I’m thankful that tomorrow is going to be better than today and today is pretty great.
I had the opportunity to go see Bob Weir and the Wolf Brothers perform at the Louisville Palace Theater last night, and it was a memorable experience. I was able to sit in while they did their soundcheck, and had a front-row seat. Doesn’t get much better than that, other than just hanging out with the band, which I don’t know what I’d do, even if I had the chance. What do you say to the guy whose guitar playing you’ve emulated for 35 years that doesn’t come across as absurd?
The soundcheck was fun. He taught the bass player “Passenger” which I found funny. How could he not know that song and be playing with Bob? Even if you don’t know how to play it, he acted as he’d never heard it. May not have, for all I know. I don’t know anything about the Wolf Brothers, and still don’t other than they’re pretty hairy and play a drum set and an upright bass barefooted.

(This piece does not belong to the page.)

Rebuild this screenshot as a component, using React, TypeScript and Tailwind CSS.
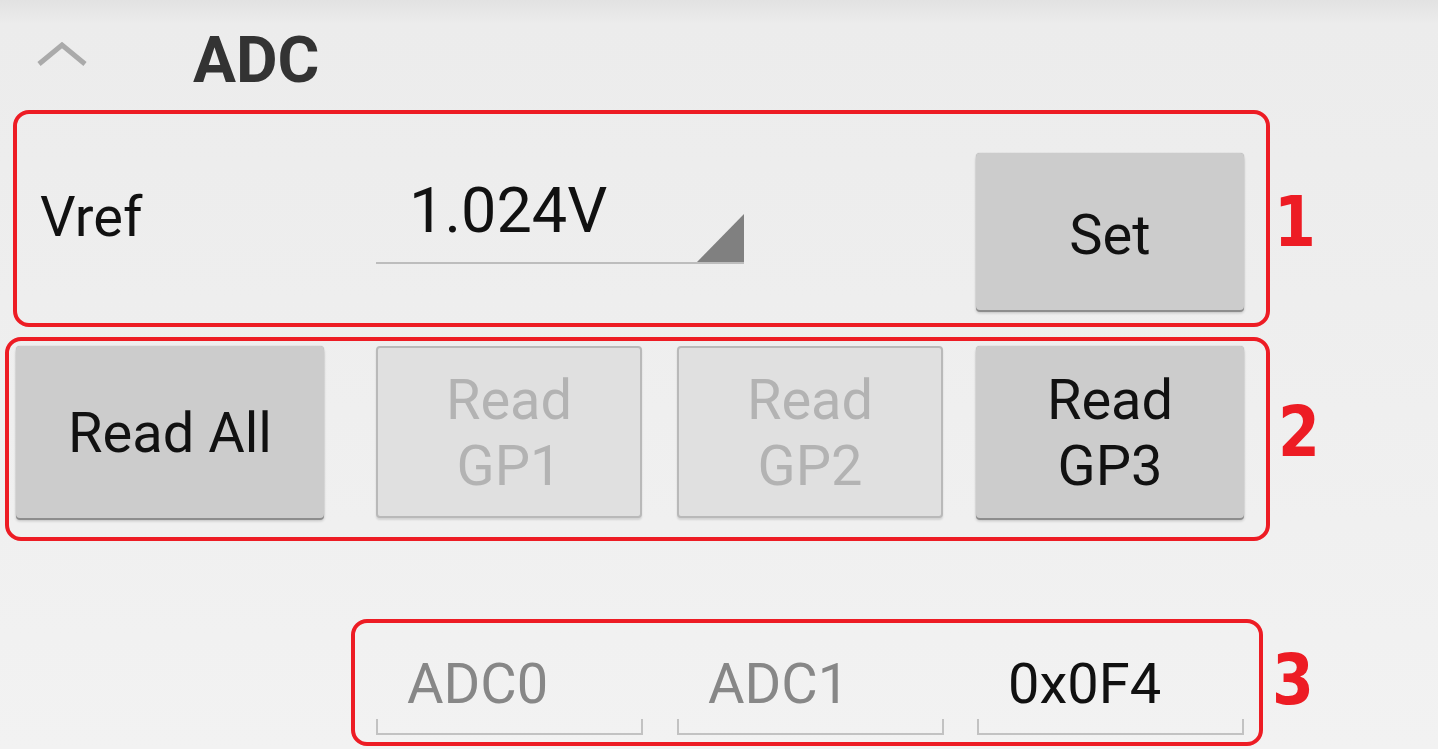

The show lasted 3 hours. That’s a long time for a guy Bob’s age to stand up there and play and sing as he did. He once said he knew he was put on this Earth to make music, and he’s living up to that statement. He carried the whole show, playing both acoustic and electric. All the Grateful Dead songs he played I noticed were played on a stratocaster that had a skull and roses guitar strap. He switched between 2 strats and an acoustic whose make I couldn’t see because of a device on all the headstocks of his guitars, which I think holds picks, even though he grabbed spare picks from the mike stand. So I don’t know what they were. Traditionally, he plays Alvarez acoustics, but you never know. He says he has over 100 guitars.